• [THE EXERCISE]
Print nothing but the lines from the start of the listing below through the line that contains "mt-[19px] w-[1296px] h-[640px]". Do not include the pictures.

-- start --

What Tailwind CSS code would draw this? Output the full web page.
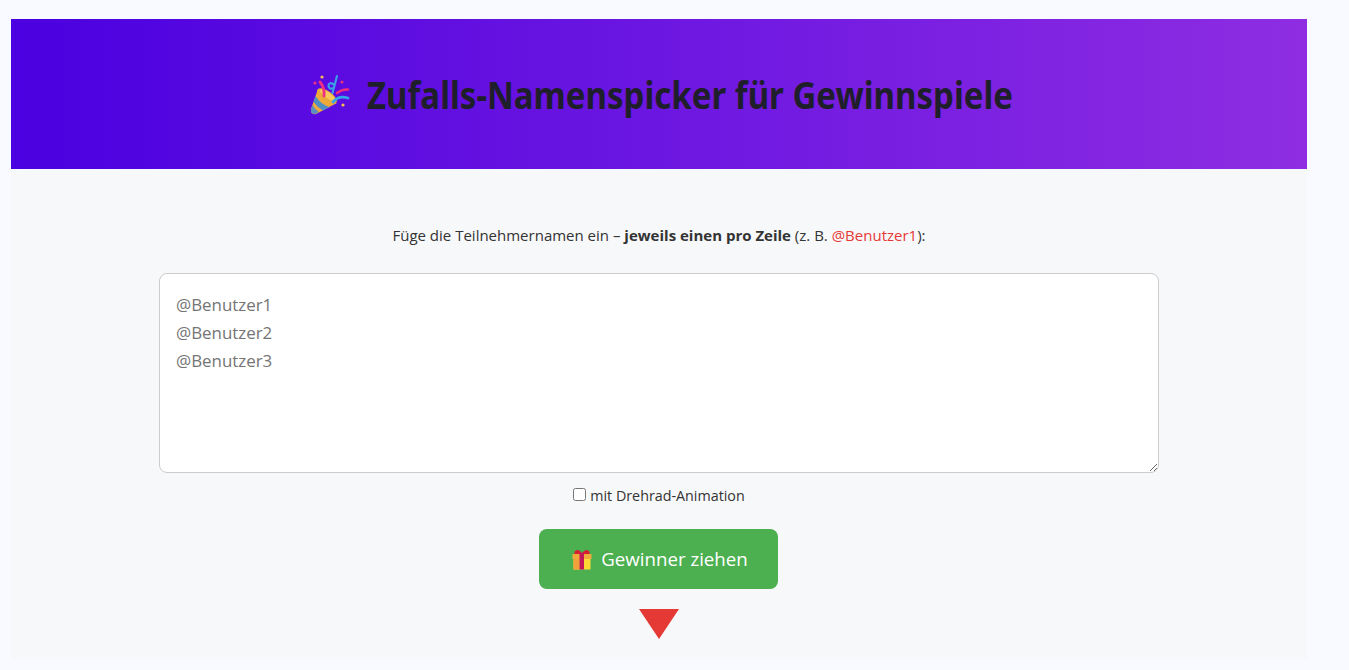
<!DOCTYPE html>
<html lang="de">
<head>
  <meta charset="UTF-8" />
  <title>Zufalls-Namenspicker</title>
  <script src="https://cdn.jsdelivr.net/npm/@tailwindcss/browser@4"></script>
</head>
<body class="bg-[#f9faff] text-[#333] font-['Open_Sans','Noto_Sans',sans-serif] h-[670px] overflow-hidden">

  <div class="ml-[11px] mt-[19px] w-[1296px] h-[640px] bg-[#f7f8fa]">

    <!-- Header -->
    <header class="h-[150px] bg-linear-to-r/srgb from-[#4a00e0] to-[#8e2de2] flex items-center justify-center gap-[17px] pl-[5px]">
      <svg class="w-[40px] h-[41px]" viewBox="0 0 40 41" aria-hidden="true">
        <path d="M8 15 L1 35 Q0 41 6 40 L27 29 Q19 29 14 24 Q9 20 8 15Z" fill="#f2a93b"/>
        <path d="M5.500 22 Q11 31 20 33 L13 36.500 Q7 33 3.500 28Z" fill="#4f8fc4"/>
        <path d="M2.500 31 Q5 35.500 9 38 L5 40 Q0 40 1 35Z" fill="#5d8fc0"/>
        <ellipse cx="17" cy="22" rx="11.500" ry="5" transform="rotate(35 17 22)" fill="#e9a83a"/>
        <ellipse cx="17.500" cy="21" rx="9" ry="3" transform="rotate(35 17.500 21)" fill="#f7c95a"/>
        <path d="M10 8 Q15 14 14 22" fill="none" stroke="#ef2f7f" stroke-width="2.800" stroke-linecap="round"/>
        <path d="M27 2 L22.500 19 M24.500 11 Q19 7 18.500 12 Q19 16 23.500 14" fill="none" stroke="#3a9fe6" stroke-width="2.200" stroke-linecap="round"/>
        <path d="M27 19 Q32 15 38 15.500" fill="none" stroke="#ef2f7f" stroke-width="2.600" stroke-linecap="round"/>
        <path d="M23 28 Q29 21 38 24" fill="none" stroke="#35a6e8" stroke-width="2.800" stroke-linecap="round"/>
        <circle cx="12" cy="3" r="1.600" fill="#f5c04e"/>
        <circle cx="5" cy="9" r="1.600" fill="#ef2f7f"/>
        <circle cx="32" cy="8" r="1.600" fill="#e0337a"/>
        <circle cx="33" cy="31" r="1.600" fill="#f5c04e"/>
      </svg>
      <div class="w-[646px]">
        <h1 class="text-[38px] leading-[60px] font-bold text-[#1f1f2b] whitespace-nowrap origin-left scale-x-[0.869] font-['Noto_Sans',sans-serif]">Zufalls-Namenspicker für Gewinnspiele</h1>
      </div>
    </header>

    <main class="flex flex-col items-center">
      <p class="mt-[56px] text-[15px] leading-[20px] text-center">Füge die Teilnehmernamen ein – <strong>jeweils einen pro Zeile</strong> (z. B. <span class="text-[#e53935]">@Benutzer1</span>):</p>

      <textarea class="mt-[28px] w-[1000px] h-[200px] block bg-white border border-[#ccc] rounded-[8px] px-[16px] pt-[17px] pb-[15px] text-[16.9px] leading-[28px] outline-none placeholder:text-[#757575]" placeholder="@Benutzer1&#10;@Benutzer2&#10;@Benutzer3"></textarea>

      <label class="mt-[12px] flex items-center text-[14.3px] leading-[22px]">
        <input type="checkbox" class="w-[13px] h-[13px] mr-[4px] -mt-[3px] appearance-auto" />
        mit Drehrad-Animation
      </label>

      <button class="mt-[22px] mr-[2px] w-[239px] h-[60px] pl-[4px] pt-[1px] bg-[#4caf50] text-white rounded-[8px] text-[18.7px] flex items-center justify-center gap-[9px]">
        <svg class="w-[20px] h-[21px]" viewBox="0 0 20 21" aria-hidden="true">
          <path d="M3 2 Q6 -1 10 4 Q14 -1 17 2 Q19 6 15 6 L5 6 Q1 6 3 2Z" fill="#d42030"/>
          <rect x="0.500" y="5" width="19" height="5" fill="#f2a93b"/>
          <rect x="1.500" y="10" width="17" height="10.500" fill="#fdd835"/>
          <rect x="1.500" y="10" width="6" height="10.500" fill="#f2a03b"/>
          <rect x="7.500" y="4" width="4.500" height="16.500" fill="#c2185b"/>
        </svg>
        Gewinner ziehen
      </button>

      <div class="mt-[20px] w-0 h-0 border-l-[20px] border-r-[20px] border-t-[30px] border-l-transparent border-r-transparent border-t-[#e53935]"></div>
    </main>
  </div>

</body>
</html>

-- end --

• [FULL OUTPUT]
What Tailwind CSS code would draw this? Output the full web page.
<!DOCTYPE html>
<html lang="de">
<head>
  <meta charset="UTF-8" />
  <title>Zufalls-Namenspicker</title>
  <script src="https://cdn.jsdelivr.net/npm/@tailwindcss/browser@4"></script>
</head>
<body class="bg-[#f9faff] text-[#333] font-['Open_Sans','Noto_Sans',sans-serif] h-[670px] overflow-hidden">

  <div class="ml-[11px] mt-[19px] w-[1296px] h-[640px] bg-[#f7f8fa]">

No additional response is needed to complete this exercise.